- **Written instruction**: Retype each line of the material exactly, please, skipping any picture in it.
____
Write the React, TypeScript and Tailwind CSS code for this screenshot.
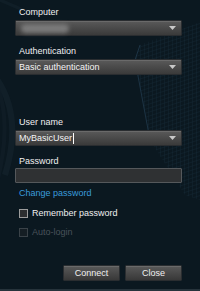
import React from 'react';

const font = { fontFamily: '"Liberation Sans", Arial, sans-serif' };

const Arrow = () => (
  <svg width="7" height="4" viewBox="0 0 7 4" className="shrink-0">
    <path d="M0 0 H7 L3.5 4 Z" fill="#c8c8c8" />
  </svg>
);

const Combo: React.FC<{ text?: string; blurred?: boolean; caret?: boolean }> = ({ text, blurred, caret }) => (
  <div className="h-[16px] flex items-center justify-between pl-[3px] pr-[5px] rounded-[1px] border border-[#2a2d30] bg-gradient-to-b from-[#5a5a5a] to-[#3a3a3a] shadow-[inset_0_1px_0_#6a6a6a]">
    {blurred ? (
      <div className="h-[9px] w-[48px] ml-[2px] rounded-full bg-[#7a7a7a] blur-[2px]" />
    ) : (
      <span className="text-[9px] leading-[14px] text-[#f4f4f4] flex items-center">
        {text}
        {caret && <span className="inline-block w-px h-[11px] bg-white ml-px" />}
      </span>
    )}
    <Arrow />
  </div>
);

const Label: React.FC<{ children: React.ReactNode; mb?: string }> = ({ children, mb = 'mb-[2px]' }) => (
  <div className={`h-[12px] leading-[12px] pl-[4px] text-[9px] text-[#f0f0f0] ${mb}`}>{children}</div>
);

const btn =
  'w-[57px] h-[16px] text-[9px] leading-[14px] text-[#f0f0f0] rounded-[1px] border border-[#2a2d30] bg-gradient-to-b from-[#5a5a5a] to-[#383838] shadow-[inset_0_1px_0_#6a6a6a]';

export default function App() {
  return (
    <div className="relative w-[200px] h-[291px] overflow-hidden bg-[#0b1820]" style={font}>
      {/* background art */}
      <svg className="absolute inset-0" width="200" height="291" viewBox="0 0 200 291">
        <defs>
          <pattern id="grid" width="4" height="4" patternUnits="userSpaceOnUse" patternTransform="skewY(-18)">
            <path d="M0 0 H4 M0 0 V4" stroke="#1a3040" strokeWidth="0.7" fill="none" />
          </pattern>
        </defs>
        <polygon points="140,45 200,22 200,200 185,195 150,140 135,60" fill="url(#grid)" opacity="0.8" />
        <path d="M140 45 L135 60 L150 140" stroke="#1c3344" strokeWidth="1" fill="none" />
        <path d="M-10 70 Q25 110 5 175" stroke="#16242e" strokeWidth="6" fill="none" opacity="0.6" />
        <path d="M-20 60 Q20 100 -5 190" stroke="#132029" strokeWidth="4" fill="none" opacity="0.6" />
        <path d="M0 0 L28 12" stroke="#14232c" strokeWidth="3" opacity="0.6" />
      </svg>

      <div className="relative pt-[6px] px-[15px]">
        <div className="w-[167px]">
          <Label>Computer</Label>
          <Combo blurred />

          <div className="mt-[9px]">
            <Label>Authentication</Label>
            <Combo text="Basic authentication" />
          </div>

          <div className="mt-[41px]">
            <Label>User name</Label>
            <Combo text="MyBasicUser" caret />
          </div>

          <div className="mt-[9px]">
            <Label mb="mb-[1px]">Password</Label>
            <div className="h-[15px] rounded-[1px] border border-[#55585b] bg-[#2f3133]" />
          </div>

          <div className="mt-[4px] h-[12px] leading-[12px] pl-[4px] text-[9px] text-[#3a9bdc]">Change password</div>

          <div className="mt-[9px] h-[10px] flex items-center pl-[4px] gap-[4px]">
            <div className="w-[9px] h-[9px] border border-[#9c9c9c] bg-[#2c2e30]" />
            <span className="text-[9px] leading-[10px] text-[#f0f0f0]">Remember password</span>
          </div>

          <div className="mt-[9px] h-[10px] flex items-center pl-[4px] gap-[4px]">
            <div className="w-[9px] h-[9px] border border-[#3a4248] bg-[#151e24]" />
            <span className="text-[9px] leading-[10px] text-[#49525a]">Auto-login</span>
          </div>

          <div className="mt-[28px] flex justify-end gap-[5px]">
            <button className={btn}>Connect</button>
            <button className={btn}>Close</button>
          </div>
        </div>
      </div>
      <div className="absolute left-0 right-0 bottom-0 h-[2px] bg-[#26333b]" />
    </div>
  );
}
____
- **Output for this task**:
Write the React, TypeScript and Tailwind CSS code for this screenshot.
import React from 'react';

const font = { fontFamily: '"Liberation Sans", Arial, sans-serif' };

const Arrow = () => (
  <svg width="7" height="4" viewBox="0 0 7 4" className="shrink-0">
    <path d="M0 0 H7 L3.5 4 Z" fill="#c8c8c8" />
  </svg>
);

const Combo: React.FC<{ text?: string; blurred?: boolean; caret?: boolean }> = ({ text, blurred, caret }) => (
  <div className="h-[16px] flex items-center justify-between pl-[3px] pr-[5px] rounded-[1px] border border-[#2a2d30] bg-gradient-to-b from-[#5a5a5a] to-[#3a3a3a] shadow-[inset_0_1px_0_#6a6a6a]">
    {blurred ? (
      <div className="h-[9px] w-[48px] ml-[2px] rounded-full bg-[#7a7a7a] blur-[2px]" />
    ) : (
      <span className="text-[9px] leading-[14px] text-[#f4f4f4] flex items-center">
        {text}
        {caret && <span className="inline-block w-px h-[11px] bg-white ml-px" />}
      </span>
    )}
    <Arrow />
  </div>
);

const Label: React.FC<{ children: React.ReactNode; mb?: string }> = ({ children, mb = 'mb-[2px]' }) => (
  <div className={`h-[12px] leading-[12px] pl-[4px] text-[9px] text-[#f0f0f0] ${mb}`}>{children}</div>
);

const btn =
  'w-[57px] h-[16px] text-[9px] leading-[14px] text-[#f0f0f0] rounded-[1px] border border-[#2a2d30] bg-gradient-to-b from-[#5a5a5a] to-[#383838] shadow-[inset_0_1px_0_#6a6a6a]';

export default function App() {
  return (
    <div className="relative w-[200px] h-[291px] overflow-hidden bg-[#0b1820]" style={font}>
      {/* background art */}
      <svg className="absolute inset-0" width="200" height="291" viewBox="0 0 200 291">
        <defs>
          <pattern id="grid" width="4" height="4" patternUnits="userSpaceOnUse" patternTransform="skewY(-18)">
            <path d="M0 0 H4 M0 0 V4" stroke="#1a3040" strokeWidth="0.7" fill="none" />
          </pattern>
        </defs>
        <polygon points="140,45 200,22 200,200 185,195 150,140 135,60" fill="url(#grid)" opacity="0.8" />
        <path d="M140 45 L135 60 L150 140" stroke="#1c3344" strokeWidth="1" fill="none" />
        <path d="M-10 70 Q25 110 5 175" stroke="#16242e" strokeWidth="6" fill="none" opacity="0.6" />
        <path d="M-20 60 Q20 100 -5 190" stroke="#132029" strokeWidth="4" fill="none" opacity="0.6" />
        <path d="M0 0 L28 12" stroke="#14232c" strokeWidth="3" opacity="0.6" />
      </svg>

      <div className="relative pt-[6px] px-[15px]">
        <div className="w-[167px]">
          <Label>Computer</Label>
          <Combo blurred />

          <div className="mt-[9px]">
            <Label>Authentication</Label>
            <Combo text="Basic authentication" />
          </div>

          <div className="mt-[41px]">
            <Label>User name</Label>
            <Combo text="MyBasicUser" caret />
          </div>

          <div className="mt-[9px]">
            <Label mb="mb-[1px]">Password</Label>
            <div className="h-[15px] rounded-[1px] border border-[#55585b] bg-[#2f3133]" />
          </div>

          <div className="mt-[4px] h-[12px] leading-[12px] pl-[4px] text-[9px] text-[#3a9bdc]">Change password</div>

          <div className="mt-[9px] h-[10px] flex items-center pl-[4px] gap-[4px]">
            <div className="w-[9px] h-[9px] border border-[#9c9c9c] bg-[#2c2e30]" />
            <span className="text-[9px] leading-[10px] text-[#f0f0f0]">Remember password</span>
          </div>

          <div className="mt-[9px] h-[10px] flex items-center pl-[4px] gap-[4px]">
            <div className="w-[9px] h-[9px] border border-[#3a4248] bg-[#151e24]" />
            <span className="text-[9px] leading-[10px] text-[#49525a]">Auto-login</span>
          </div>

          <div className="mt-[28px] flex justify-end gap-[5px]">
            <button className={btn}>Connect</button>
            <button className={btn}>Close</button>
          </div>
        </div>
      </div>
      <div className="absolute left-0 right-0 bottom-0 h-[2px] bg-[#26333b]" />
    </div>
  );
}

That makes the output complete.